— TASK PROMPT —
Return a copy of every line in the records that includes the word "screenshot".

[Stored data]
# # # #

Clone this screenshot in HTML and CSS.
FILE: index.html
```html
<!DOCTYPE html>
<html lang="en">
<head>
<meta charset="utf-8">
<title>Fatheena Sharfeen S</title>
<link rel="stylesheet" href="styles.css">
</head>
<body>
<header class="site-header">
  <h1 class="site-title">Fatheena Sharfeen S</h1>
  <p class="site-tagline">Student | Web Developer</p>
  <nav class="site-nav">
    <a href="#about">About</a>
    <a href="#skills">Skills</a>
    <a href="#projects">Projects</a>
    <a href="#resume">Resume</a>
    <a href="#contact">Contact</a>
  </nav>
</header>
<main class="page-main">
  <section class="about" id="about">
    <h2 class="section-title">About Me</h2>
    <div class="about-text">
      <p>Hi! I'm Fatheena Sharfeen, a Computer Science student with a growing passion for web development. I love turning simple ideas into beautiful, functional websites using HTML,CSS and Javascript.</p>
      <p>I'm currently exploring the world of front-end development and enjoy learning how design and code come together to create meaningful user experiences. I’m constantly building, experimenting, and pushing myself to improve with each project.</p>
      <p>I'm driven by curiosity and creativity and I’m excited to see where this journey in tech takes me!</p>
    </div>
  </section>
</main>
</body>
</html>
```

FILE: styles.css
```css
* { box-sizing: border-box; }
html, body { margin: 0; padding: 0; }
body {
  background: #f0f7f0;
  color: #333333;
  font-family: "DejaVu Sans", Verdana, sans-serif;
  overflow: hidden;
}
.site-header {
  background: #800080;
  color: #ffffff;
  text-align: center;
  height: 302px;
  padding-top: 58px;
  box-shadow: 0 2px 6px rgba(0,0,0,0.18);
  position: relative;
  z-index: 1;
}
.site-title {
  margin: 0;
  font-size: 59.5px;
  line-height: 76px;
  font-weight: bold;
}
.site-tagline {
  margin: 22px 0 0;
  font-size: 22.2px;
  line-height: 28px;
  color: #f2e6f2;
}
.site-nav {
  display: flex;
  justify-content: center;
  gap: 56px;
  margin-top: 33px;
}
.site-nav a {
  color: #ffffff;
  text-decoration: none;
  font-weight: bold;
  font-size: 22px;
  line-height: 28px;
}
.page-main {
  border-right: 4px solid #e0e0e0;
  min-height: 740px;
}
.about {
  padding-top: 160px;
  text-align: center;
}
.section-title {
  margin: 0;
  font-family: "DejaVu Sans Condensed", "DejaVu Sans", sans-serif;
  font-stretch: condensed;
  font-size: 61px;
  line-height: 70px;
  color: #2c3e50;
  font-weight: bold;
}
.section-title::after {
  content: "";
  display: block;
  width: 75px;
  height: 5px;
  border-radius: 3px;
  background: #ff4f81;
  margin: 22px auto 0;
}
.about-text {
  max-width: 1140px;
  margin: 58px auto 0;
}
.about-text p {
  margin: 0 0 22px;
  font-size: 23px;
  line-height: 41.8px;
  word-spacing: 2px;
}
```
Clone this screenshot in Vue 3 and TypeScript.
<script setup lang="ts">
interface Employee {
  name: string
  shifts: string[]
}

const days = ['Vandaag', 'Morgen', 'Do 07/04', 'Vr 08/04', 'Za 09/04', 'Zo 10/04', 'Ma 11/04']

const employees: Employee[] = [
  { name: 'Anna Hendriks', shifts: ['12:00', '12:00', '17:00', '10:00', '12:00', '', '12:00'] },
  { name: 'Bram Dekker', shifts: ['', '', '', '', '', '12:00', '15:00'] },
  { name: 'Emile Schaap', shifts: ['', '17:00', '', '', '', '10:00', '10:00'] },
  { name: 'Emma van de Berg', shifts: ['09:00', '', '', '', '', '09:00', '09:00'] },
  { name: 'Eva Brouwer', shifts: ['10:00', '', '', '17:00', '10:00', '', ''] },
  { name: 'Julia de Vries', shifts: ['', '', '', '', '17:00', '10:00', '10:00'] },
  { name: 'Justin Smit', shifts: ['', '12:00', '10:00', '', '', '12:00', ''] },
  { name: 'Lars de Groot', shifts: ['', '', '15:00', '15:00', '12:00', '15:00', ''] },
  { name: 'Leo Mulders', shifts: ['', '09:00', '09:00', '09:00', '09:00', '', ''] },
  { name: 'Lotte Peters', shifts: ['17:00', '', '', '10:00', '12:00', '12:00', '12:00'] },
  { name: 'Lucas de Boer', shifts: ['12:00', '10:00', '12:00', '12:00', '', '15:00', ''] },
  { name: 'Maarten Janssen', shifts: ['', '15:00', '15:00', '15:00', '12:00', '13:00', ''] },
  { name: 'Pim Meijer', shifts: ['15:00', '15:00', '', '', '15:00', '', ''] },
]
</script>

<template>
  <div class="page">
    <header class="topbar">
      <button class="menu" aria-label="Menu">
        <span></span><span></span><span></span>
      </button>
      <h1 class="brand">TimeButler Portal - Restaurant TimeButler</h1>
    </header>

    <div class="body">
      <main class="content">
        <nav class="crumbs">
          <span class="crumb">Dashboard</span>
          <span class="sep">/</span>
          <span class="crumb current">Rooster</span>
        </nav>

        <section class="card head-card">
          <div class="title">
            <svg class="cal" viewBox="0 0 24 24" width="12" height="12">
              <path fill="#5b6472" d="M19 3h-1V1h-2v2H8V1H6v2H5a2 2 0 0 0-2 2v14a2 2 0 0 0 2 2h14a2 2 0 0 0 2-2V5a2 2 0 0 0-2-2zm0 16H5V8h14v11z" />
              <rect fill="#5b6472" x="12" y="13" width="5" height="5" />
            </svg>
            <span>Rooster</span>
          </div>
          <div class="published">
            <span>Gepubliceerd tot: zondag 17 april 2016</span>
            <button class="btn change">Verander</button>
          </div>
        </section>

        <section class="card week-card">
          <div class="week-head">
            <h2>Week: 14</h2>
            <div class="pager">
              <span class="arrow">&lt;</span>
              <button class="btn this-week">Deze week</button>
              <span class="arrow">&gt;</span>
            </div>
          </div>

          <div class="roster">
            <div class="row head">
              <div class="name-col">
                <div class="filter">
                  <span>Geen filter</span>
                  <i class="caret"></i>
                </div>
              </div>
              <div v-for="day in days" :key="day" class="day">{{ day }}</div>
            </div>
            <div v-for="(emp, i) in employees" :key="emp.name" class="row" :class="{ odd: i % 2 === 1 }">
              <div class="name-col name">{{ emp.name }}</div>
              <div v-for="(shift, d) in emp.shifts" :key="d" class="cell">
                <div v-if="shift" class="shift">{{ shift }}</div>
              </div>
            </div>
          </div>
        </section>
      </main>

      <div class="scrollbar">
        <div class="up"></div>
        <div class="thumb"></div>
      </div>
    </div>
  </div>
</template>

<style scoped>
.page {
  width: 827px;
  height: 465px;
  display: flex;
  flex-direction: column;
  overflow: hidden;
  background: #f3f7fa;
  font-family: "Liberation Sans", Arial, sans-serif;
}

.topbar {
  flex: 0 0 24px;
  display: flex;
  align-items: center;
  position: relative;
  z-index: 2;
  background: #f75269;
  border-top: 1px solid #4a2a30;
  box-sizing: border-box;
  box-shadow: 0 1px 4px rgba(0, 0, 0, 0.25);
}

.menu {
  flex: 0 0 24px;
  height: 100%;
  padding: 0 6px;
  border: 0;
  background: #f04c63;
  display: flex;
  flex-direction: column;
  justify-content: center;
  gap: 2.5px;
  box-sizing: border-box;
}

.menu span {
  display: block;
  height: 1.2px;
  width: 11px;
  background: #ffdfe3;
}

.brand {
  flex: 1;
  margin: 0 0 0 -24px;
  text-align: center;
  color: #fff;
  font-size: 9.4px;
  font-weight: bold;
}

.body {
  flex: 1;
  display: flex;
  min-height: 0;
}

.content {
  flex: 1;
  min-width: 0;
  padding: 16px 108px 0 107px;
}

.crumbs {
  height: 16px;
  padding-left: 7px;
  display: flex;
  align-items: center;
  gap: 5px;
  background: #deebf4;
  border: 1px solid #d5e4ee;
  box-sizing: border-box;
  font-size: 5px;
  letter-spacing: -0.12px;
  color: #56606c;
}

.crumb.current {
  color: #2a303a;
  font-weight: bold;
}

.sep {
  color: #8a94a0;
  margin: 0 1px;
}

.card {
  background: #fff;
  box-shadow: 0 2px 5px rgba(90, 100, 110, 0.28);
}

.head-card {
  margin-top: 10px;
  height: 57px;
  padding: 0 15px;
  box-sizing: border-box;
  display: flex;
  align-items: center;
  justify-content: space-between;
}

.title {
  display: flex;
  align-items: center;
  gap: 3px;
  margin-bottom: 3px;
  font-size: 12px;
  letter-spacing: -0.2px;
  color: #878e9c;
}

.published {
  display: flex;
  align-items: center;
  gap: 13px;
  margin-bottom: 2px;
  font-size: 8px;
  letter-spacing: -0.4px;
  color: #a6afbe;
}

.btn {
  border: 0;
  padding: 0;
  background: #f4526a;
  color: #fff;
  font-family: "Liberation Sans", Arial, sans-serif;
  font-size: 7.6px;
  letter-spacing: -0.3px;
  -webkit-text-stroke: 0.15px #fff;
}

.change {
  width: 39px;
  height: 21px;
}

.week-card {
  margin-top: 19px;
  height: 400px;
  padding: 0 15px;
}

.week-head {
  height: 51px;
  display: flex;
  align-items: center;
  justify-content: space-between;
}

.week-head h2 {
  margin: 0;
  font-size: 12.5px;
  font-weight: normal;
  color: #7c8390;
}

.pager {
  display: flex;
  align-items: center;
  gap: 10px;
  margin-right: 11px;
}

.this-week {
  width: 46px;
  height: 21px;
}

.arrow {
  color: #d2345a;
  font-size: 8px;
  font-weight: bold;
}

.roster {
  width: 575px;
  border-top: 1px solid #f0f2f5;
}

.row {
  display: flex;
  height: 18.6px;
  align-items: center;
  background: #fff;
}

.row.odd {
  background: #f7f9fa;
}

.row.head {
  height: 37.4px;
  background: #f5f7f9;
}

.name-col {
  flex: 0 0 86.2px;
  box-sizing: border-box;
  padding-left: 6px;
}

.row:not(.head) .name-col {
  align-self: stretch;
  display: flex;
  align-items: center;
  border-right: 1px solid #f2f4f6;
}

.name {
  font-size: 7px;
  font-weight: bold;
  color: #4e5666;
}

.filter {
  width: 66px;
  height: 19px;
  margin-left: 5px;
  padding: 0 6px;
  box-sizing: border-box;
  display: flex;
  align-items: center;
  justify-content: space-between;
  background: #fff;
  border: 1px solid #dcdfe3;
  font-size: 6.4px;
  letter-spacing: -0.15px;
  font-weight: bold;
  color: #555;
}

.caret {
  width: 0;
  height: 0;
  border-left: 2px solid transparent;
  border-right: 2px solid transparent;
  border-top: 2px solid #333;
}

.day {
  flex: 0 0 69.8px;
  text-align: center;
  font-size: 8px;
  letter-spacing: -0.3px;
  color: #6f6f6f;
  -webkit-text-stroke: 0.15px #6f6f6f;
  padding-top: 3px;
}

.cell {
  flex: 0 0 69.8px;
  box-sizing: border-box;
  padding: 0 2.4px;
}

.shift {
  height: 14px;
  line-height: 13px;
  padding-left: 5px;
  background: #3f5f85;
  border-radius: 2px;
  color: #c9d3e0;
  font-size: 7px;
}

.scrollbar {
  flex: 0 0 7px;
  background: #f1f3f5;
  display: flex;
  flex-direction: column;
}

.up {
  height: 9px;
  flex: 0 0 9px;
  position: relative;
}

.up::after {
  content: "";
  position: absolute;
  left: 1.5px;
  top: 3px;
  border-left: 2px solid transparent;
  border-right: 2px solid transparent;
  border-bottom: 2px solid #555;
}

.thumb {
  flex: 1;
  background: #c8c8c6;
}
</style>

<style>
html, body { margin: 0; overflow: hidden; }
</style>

# # # #

— COMPLETE ANSWER —
Clone this screenshot in HTML and CSS.
Clone this screenshot in Vue 3 and TypeScript.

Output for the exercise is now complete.